RabbitmqMemoryHigh #
A node use more than 90% of allocated RAM
Alert Rule
alert: RabbitmqMemoryHigh
annotations:
description: |-
A node use more than 90% of allocated RAM
VALUE = {{ $value }}
LABELS = {{ $labels }}
runbook: https://srerun.github.io/prometheus-alerts/runbooks/rabbitmq-exporter/rabbitmqmemoryhigh/
summary: RabbitMQ memory high (instance {{ $labels.instance }})
expr: rabbitmq_process_resident_memory_bytes / rabbitmq_resident_memory_limit_bytes
* 100 > 90
for: 2m
labels:
severity: warning
Meaning #
The RabbitmqMemoryHigh alert is triggered when the resident memory usage of a RabbitMQ node exceeds 90% of the allocated RAM. This alert indicates that the RabbitMQ instance is consuming a large amount of memory, which can lead to performance issues, slow message processing, and even node crashes.
Impact #
- Performance degradation: High memory usage can slow down message processing, leading to increased latency and decreased throughput.
- Node instability: Prolonged high memory usage can cause the RabbitMQ node to crash, resulting in message loss and downtime.

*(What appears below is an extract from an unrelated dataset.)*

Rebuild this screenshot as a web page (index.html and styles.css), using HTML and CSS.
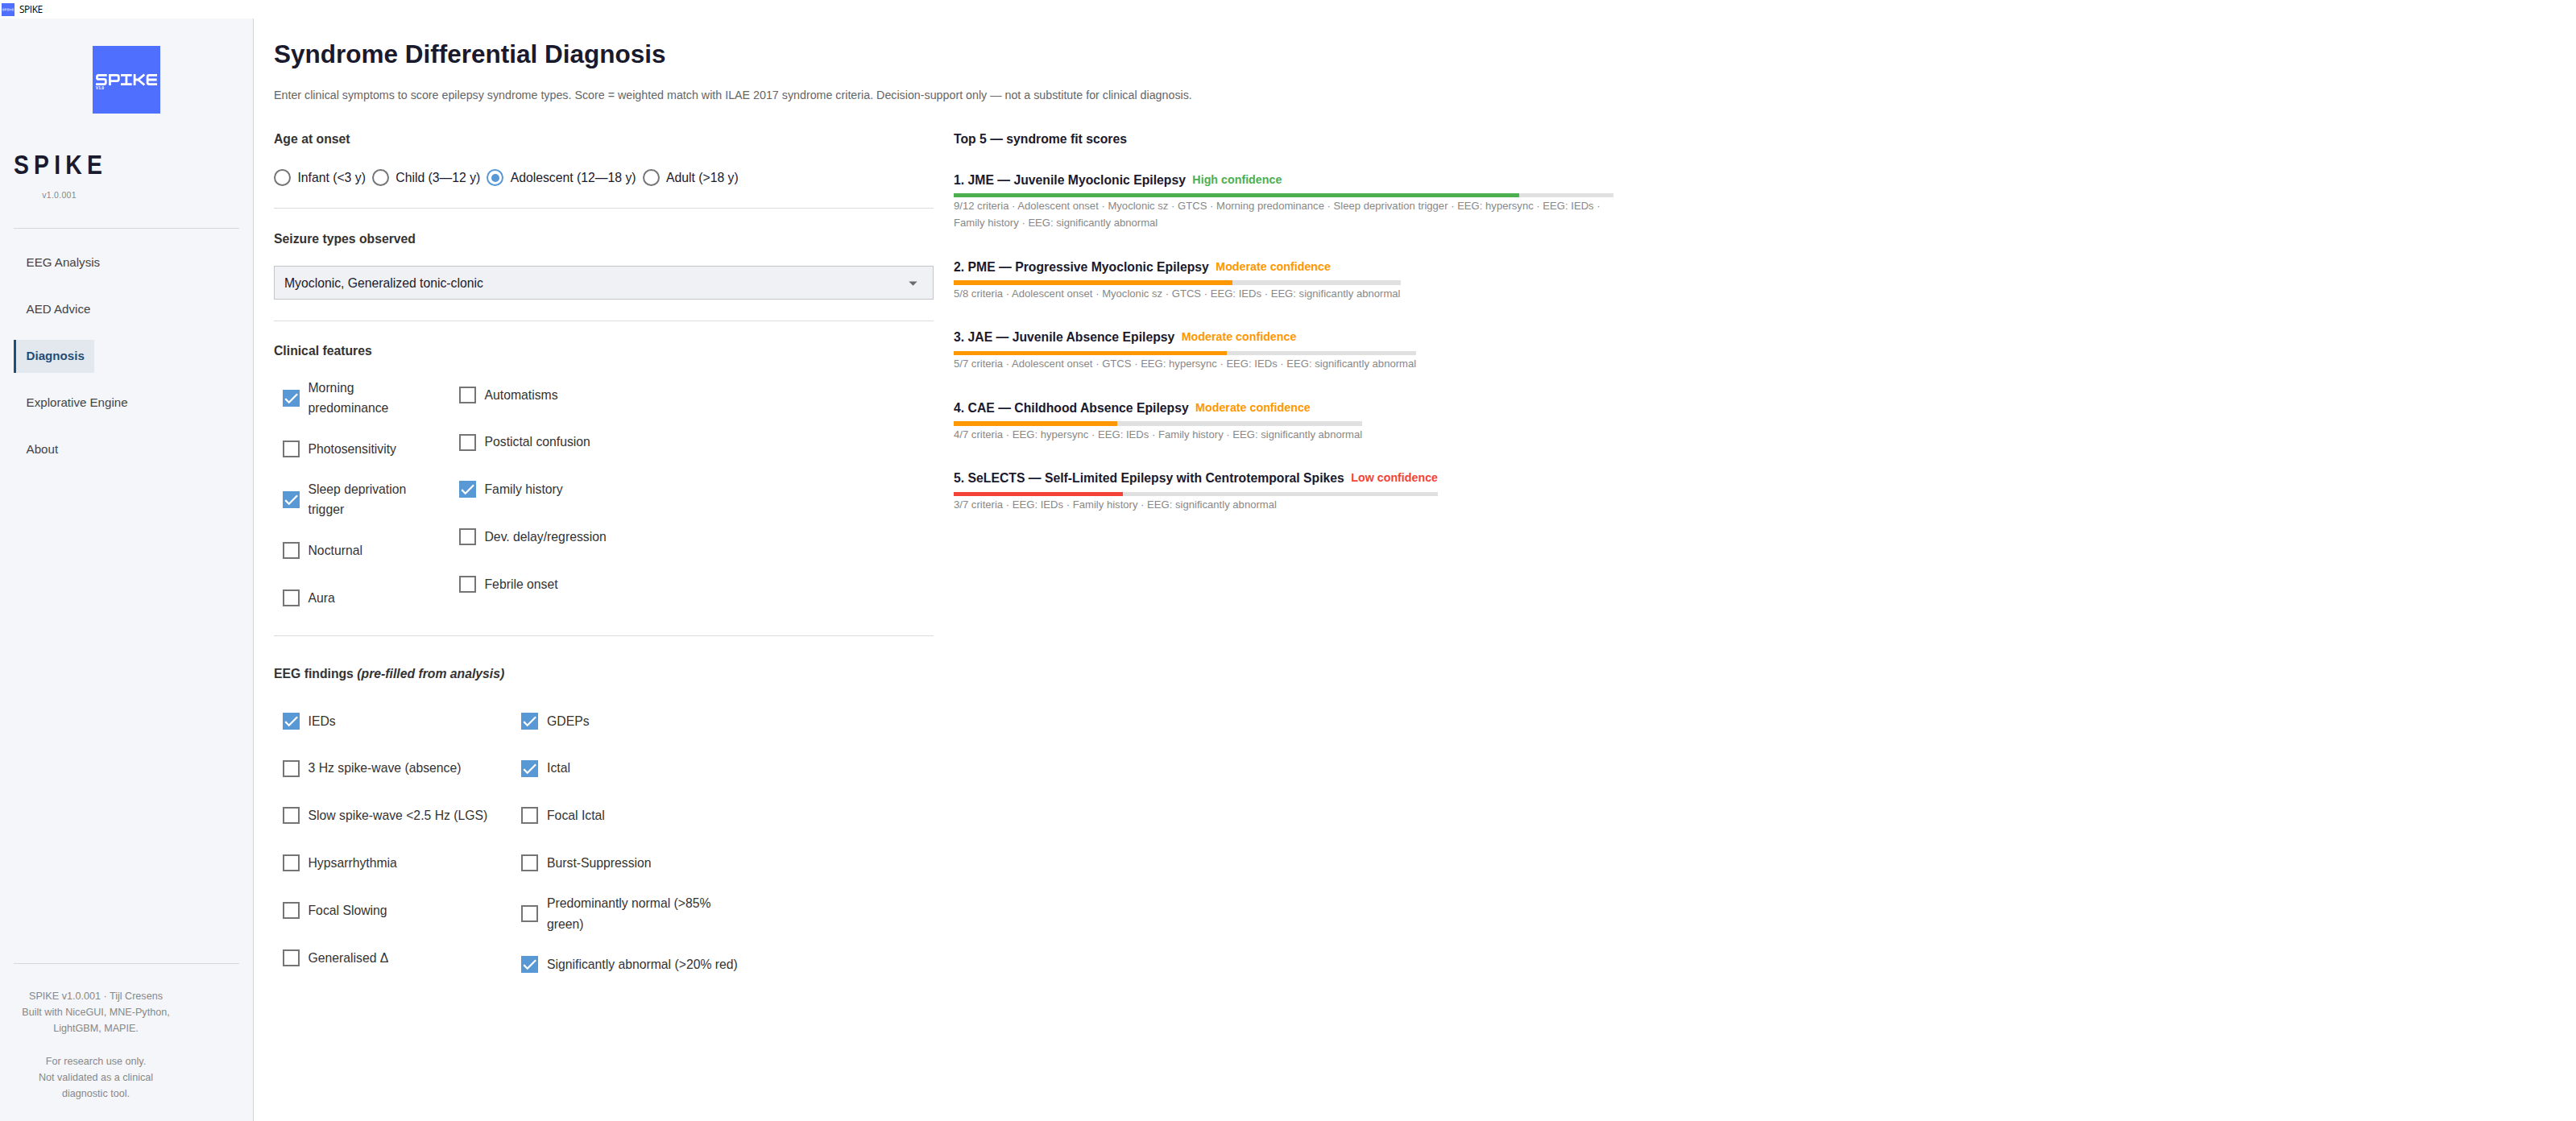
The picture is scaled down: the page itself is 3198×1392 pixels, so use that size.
FILE: index.html
```html
<!DOCTYPE html>
<html lang="en">
<head>
    <meta charset="UTF-8">
    <meta name="viewport" content="width=device-width, initial-scale=1.0">
    <title>SPIKE</title>
    <link rel="stylesheet" href="styles.css">
</head>
<body>

    <div class="titlebar">
        <svg class="titlebar-icon" viewBox="0 0 84 84"><rect width="84" height="84" fill="#4f6fff"/><use href="#wordmark"/></svg>
        <span>SPIKE</span>
    </div>

    <div class="app">
        <aside class="sidebar">
            <svg class="logo" viewBox="0 0 84 84">
                <rect width="84" height="84" fill="#4f6fff"/>
                <g id="wordmark" fill="none" stroke="#fff" stroke-width="2.8">
                    <path d="M17.7 36.4H7.4Q5.4 36.4 5.4 38.4V39.4Q5.4 41.4 7.4 41.4H14.3Q16.3 41.4 16.3 43.4V45.6Q16.3 47.6 14.3 47.6H4"/>
                    <path d="M21.4 49V36.4H30.3Q32.3 36.4 32.3 38.4V41.6Q32.3 43.6 30.3 43.6H21.4"/>
                    <path d="M35 36.4H48.7M41.9 36.4V47.6M35 47.6H48.7"/>
                    <path d="M52.1 35V49M52.1 42H56.5L64.3 35.5M56.5 42L64.3 48.5"/>
                    <path d="M80 36.4H70.1Q68.1 36.4 68.1 38.4V45.6Q68.1 47.6 70.1 47.6H80M68.1 42H79.6"/>
                </g>
                <text class="logo-version" x="3.8" y="54.4">V1.0</text>
            </svg>

            <div class="brand">
                <div class="brand-name">SPIKE</div>
                <div class="brand-version">v1.0.001</div>
            </div>

            <hr>

            <nav class="nav">
                <a class="nav-item">EEG Analysis</a>
                <a class="nav-item">AED Advice</a>
                <a class="nav-item active">Diagnosis</a>
                <a class="nav-item">Explorative Engine</a>
                <a class="nav-item">About</a>
            </nav>

            <div class="sidebar-footer">
                <hr>
                <p>SPIKE v1.0.001 · Tijl Cresens<br>Built with NiceGUI, MNE-Python,<br>LightGBM, MAPIE.<br><br>For research use only.<br>Not validated as a clinical<br>diagnostic tool.</p>
            </div>
        </aside>

        <main class="content">
            <h1>Syndrome Differential Diagnosis</h1>
            <p class="intro">Enter clinical symptoms to score epilepsy syndrome types. Score = weighted match with ILAE 2017 syndrome criteria. Decision-support only — not a substitute for clinical diagnosis.</p>

            <div class="columns">
                <section class="form">
                    <h2>Age at onset</h2>
                    <div class="radios">
                        <label class="radio"><i></i>Infant (&lt;3 y)</label>
                        <label class="radio"><i></i>Child (3—12 y)</label>
                        <label class="radio on"><i></i>Adolescent (12—18 y)</label>
                        <label class="radio"><i></i>Adult (&gt;18 y)</label>
                    </div>
                    <hr>

                    <h2>Seizure types observed</h2>
                    <div class="select">
                        <span>Myoclonic, Generalized tonic-clonic</span>
                        <svg class="arrow" viewBox="0 0 24 24"><path d="M7 10l5 5 5-5z" fill="#6b6b6b"/></svg>
                    </div>
                    <hr>

                    <h2 class="clinical-title">Clinical features</h2>
                    <div class="checks clinical">
                        <div class="check-col">
                            <label class="check on"><i><svg viewBox="0 0 24 24"><path id="tick" d="M1.73 12.91L8.1 19.28 22.79 4.59"/></svg></i><span>Morning<br>predominance</span></label>
                            <label class="check"><i></i><span>Photosensitivity</span></label>
                            <label class="check on"><i><svg viewBox="0 0 24 24"><use href="#tick"/></svg></i><span>Sleep deprivation<br>trigger</span></label>
                            <label class="check"><i></i><span>Nocturnal</span></label>
                            <label class="check"><i></i><span>Aura</span></label>
                        </div>
                        <div class="check-col">
                            <label class="check"><i></i><span>Automatisms</span></label>
                            <label class="check"><i></i><span>Postictal confusion</span></label>
                            <label class="check on"><i><svg viewBox="0 0 24 24"><use href="#tick"/></svg></i><span>Family history</span></label>
                            <label class="check"><i></i><span>Dev. delay/regression</span></label>
                            <label class="check"><i></i><span>Febrile onset</span></label>
                        </div>
                    </div>
                    <hr>

                    <h2 class="eeg-title">EEG findings <em>(pre-filled from analysis)</em></h2>
                    <div class="checks eeg">
                        <div class="check-col">
                            <label class="check on"><i><svg viewBox="0 0 24 24"><use href="#tick"/></svg></i><span>IEDs</span></label>
                            <label class="check"><i></i><span>3 Hz spike-wave (absence)</span></label>
                            <label class="check"><i></i><span>Slow spike-wave &lt;2.5 Hz (LGS)</span></label>
                            <label class="check"><i></i><span>Hypsarrhythmia</span></label>
                            <label class="check"><i></i><span>Focal Slowing</span></label>
                            <label class="check"><i></i><span>Generalised Δ</span></label>
                        </div>
                        <div class="check-col">
                            <label class="check on"><i><svg viewBox="0 0 24 24"><use href="#tick"/></svg></i><span>GDEPs</span></label>
                            <label class="check on"><i><svg viewBox="0 0 24 24"><use href="#tick"/></svg></i><span>Ictal</span></label>
                            <label class="check"><i></i><span>Focal Ictal</span></label>
                            <label class="check"><i></i><span>Burst-Suppression</span></label>
                            <label class="check"><i></i><span>Predominantly normal (&gt;85%<br>green)</span></label>
                            <label class="check on"><i><svg viewBox="0 0 24 24"><use href="#tick"/></svg></i><span>Significantly abnormal (&gt;20% red)</span></label>
                        </div>
                    </div>
                </section>

                <section class="results">
                    <h2>Top 5 — syndrome fit scores</h2>

                    <div class="result full high">
                        <div class="result-head"><b>1. JME — Juvenile Myoclonic Epilepsy</b><span>High confidence</span></div>
                        <div class="bar"><div style="width: 85.7%"></div></div>
                        <p>9/12 criteria · Adolescent onset · Myoclonic sz · GTCS · Morning predominance · Sleep deprivation trigger · EEG: hypersync · EEG: IEDs ·<br>Family history · EEG: significantly abnormal</p>
                    </div>
                    <div class="result moderate">
                        <div class="result-head"><b>2. PME — Progressive Myoclonic Epilepsy</b><span>Moderate confidence</span></div>
                        <div class="bar"><div style="width: 62.4%"></div></div>
                        <p>5/8 criteria · Adolescent onset · Myoclonic sz · GTCS · EEG: IEDs · EEG: significantly abnormal</p>
                    </div>
                    <div class="result moderate">
                        <div class="result-head"><b>3. JAE — Juvenile Absence Epilepsy</b><span>Moderate confidence</span></div>
                        <div class="bar"><div style="width: 59%"></div></div>
                        <p>5/7 criteria · Adolescent onset · GTCS · EEG: hypersync · EEG: IEDs · EEG: significantly abnormal</p>
                    </div>
                    <div class="result moderate">
                        <div class="result-head"><b>4. CAE — Childhood Absence Epilepsy</b><span>Moderate confidence</span></div>
                        <div class="bar"><div style="width: 40%"></div></div>
                        <p>4/7 criteria · EEG: hypersync · EEG: IEDs · Family history · EEG: significantly abnormal</p>
                    </div>
                    <div class="result low">
                        <div class="result-head"><b>5. SeLECTS — Self-Limited Epilepsy with Centrotemporal Spikes</b><span>Low confidence</span></div>
                        <div class="bar"><div style="width: 35%"></div></div>
                        <p>3/7 criteria · EEG: IEDs · Family history · EEG: significantly abnormal</p>
                    </div>
                </section>
            </div>
        </main>
    </div>

</body>
</html>
```

FILE: styles.css
```css
* {
    box-sizing: border-box;
}

body {
    margin: 0;
    height: 100vh;
    display: flex;
    flex-direction: column;
    overflow: hidden;
    font-family: "Liberation Sans", Arial, sans-serif;
    font-size: 15.75px;
    line-height: 25.2px;
    color: #1a1a2e;
    background-color: #fff;
}

h1, h2, p {
    margin: 0;
}

hr {
    width: 100%;
    height: 1px;
    margin: 0;
    border: none;
    background-color: #dcdcdf;
}

.titlebar {
    display: flex;
    align-items: center;
    gap: 6px;
    height: 23px;
    padding-left: 2px;
    font-family: "Open Sans", sans-serif;
    font-size: 12px;
    line-height: 23px;
    letter-spacing: -0.5px;
    color: #000;
}

.titlebar-icon {
    width: 16px;
    height: 16px;
}

.app {
    display: flex;
    flex: 1;
    min-height: 0;
}

/* sidebar */

.sidebar {
    display: flex;
    flex-direction: column;
    flex: none;
    width: 315px;
    padding: 34px 17px 25px;
    background-color: #f4f6fa;
    border-right: 1px solid #d2d5da;
}

.logo {
    flex: none;
    align-self: center;
    width: 84px;
    height: 84px;
}

.logo-version {
    font-family: "Liberation Sans", sans-serif;
    font-size: 5px;
    font-weight: bold;
    fill: #fff;
}

.brand {
    display: flex;
    flex-direction: column;
    align-items: center;
    align-self: flex-start;
    margin-top: 38px;
}

.brand-name {
    font-size: 28.35px;
    font-weight: bold;
    line-height: 50px;
    letter-spacing: 6.2px;
    transform: scaleY(1.15);
}

.brand-version {
    margin-top: 3px;
    padding-right: 3px;
    font-size: 10.5px;
    line-height: 20px;
    letter-spacing: 0.3px;
    color: #888;
}

.sidebar hr {
    flex: none;
    background-color: #d6d8dd;
}

.brand + hr {
    margin-top: 31px;
}

.nav {
    display: flex;
    flex-direction: column;
    align-items: flex-start;
    gap: 16.8px;
    margin-top: 22px;
}

.nav-item {
    padding: 8.4px 12.6px;
    border-left: 3px solid transparent;
    font-size: 15.12px;
    line-height: 24.2px;
    color: #444;
}

.nav-item.active {
    font-weight: bold;
    color: #1f4e79;
    background-color: #e3e8ef;
    border-left-color: #1f4e79;
}

.sidebar-footer {
    margin-top: auto;
}

.sidebar-footer p {
    width: 204px;
    margin-top: 30px;
    margin-bottom: -1px;
    font-size: 12.6px;
    line-height: 20.16px;
    text-align: center;
    color: #888;
}

/* main area */

.content {
    flex: 1;
    padding: 19px 25px 0;
}

h1 {
    font-size: 31.5px;
    line-height: 50px;
}

.intro {
    margin-top: 15px;
    font-size: 14.28px;
    line-height: 22px;
    color: #666;
}

.columns {
    display: flex;
    gap: 25px;
    margin-top: 31px;
}

.form,
.results {
    display: flex;
    flex-direction: column;
    width: 819px;
}

h2 {
    font-size: 15.75px;
    line-height: 25px;
}

.form h2 {
    color: #333;
}

.radios {
    display: flex;
    gap: 8px;
    margin: 23px 0 25px;
}

.radio {
    display: flex;
    align-items: center;
    gap: 8.4px;
}

.radio i {
    width: 21px;
    height: 21px;
    padding: 3.5px;
    border: 2px solid #757575;
    border-radius: 50%;
}

.radio.on i {
    border-color: #5898d4;
    background: #5898d4 content-box;
}

.form hr + h2 {
    margin-top: 25px;
}

.select {
    display: flex;
    align-items: center;
    justify-content: space-between;
    height: 42px;
    margin: 21px 0 26px;
    padding: 0 12px;
    border: 1px solid #c4c6ca;
    background-color: #f0f1f5;
}

.arrow {
    width: 25px;
    height: 25px;
}

.checks {
    display: grid;
    justify-content: start;
    padding-left: 10.5px;
}

.form .clinical-title {
    margin-top: 24px;
}

.clinical {
    grid-template-columns: 219px auto;
    margin: 21px 0 26px;
}

.form .eeg-title {
    margin-top: 34px;
}

.eeg {
    grid-template-columns: 296.5px auto;
    margin-top: 25px;
}

.check-col {
    display: flex;
    flex-direction: column;
    gap: 16.8px;
}

.check {
    display: flex;
    align-items: center;
    gap: 11px;
    min-height: 42px;
    color: #333;
}

.check i {
    width: 21px;
    height: 21px;
    border: 2px solid #757575;
}

.check.on i {
    border-color: #5898d4;
    background-color: #5898d4;
}

.check svg {
    display: block;
    width: 17px;
    height: 17px;
    fill: none;
    stroke: #fff;
    stroke-width: 3.12px;
}

/* results */

.results h2 {
    margin-bottom: 25.7px;
}

.result {
    align-self: flex-start;
    margin-bottom: 31.75px;
}

.result.full {
    width: 100%;
}

.result-head {
    display: flex;
    align-items: center;
    gap: 8.4px;
    margin-bottom: 4.2px;
}

.result-head span {
    font-size: 14.28px;
    font-weight: bold;
}

.bar {
    height: 5.25px;
    background-color: #e0e0e0;
}

.bar div {
    height: 100%;
}

.result p {
    font-size: 13.1px;
    line-height: 21px;
    color: #888;
    white-space: nowrap;
}

.high span {
    color: #4caf50;
}

.high .bar div {
    background-color: #4caf50;
}

.moderate span {
    color: #ff9800;
}

.moderate .bar div {
    background-color: #ff9800;
}

.low span {
    color: #f44336;
}

.low .bar div {
    background-color: #f44336;
}
```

- Cascading failures: If multiple nodes experience high memory usage, it can lead to a cascading failure of the entire RabbitMQ cluster.
Diagnosis #
To diagnose the issue, follow these steps:
- Check the RabbitMQ node’s memory usage: Verify the current memory usage using the Prometheus metric
rabbitmq_process_resident_memory_bytes
. - Identify the root cause: Investigate the cause of high memory usage, such as:
- Increased message volume
- Large message sizes
- Inefficient message processing
- Resource-intensive plugins or extensions
- Review RabbitMQ configuration: Check the RabbitMQ configuration to ensure that it is optimized for the current workload.
- Monitor node performance: Observe the node’s performance metrics, such as CPU usage, to determine if there are any underlying performance issues.
Mitigation #
To mitigate the issue, follow these steps:
- Reduce message volume: Implement measures to reduce the message volume, such as:
- Load balancing
- Message filtering
- Queue length reduction
- Optimize message processing: Improve message processing efficiency by:
- Optimizing plugin configurations
- Implementing message batching
- Reducing message sizes
- Increase allocated RAM: Consider increasing the allocated RAM for the RabbitMQ node to ensure it has sufficient resources.
- Restart the RabbitMQ node: If the issue persists, restart the RabbitMQ node to clear out any temporary memory allocations.
- Implement permanent fixes: Implement permanent fixes, such as optimization of RabbitMQ configuration, plugin updates, or architecture changes, to prevent similar issues in the future.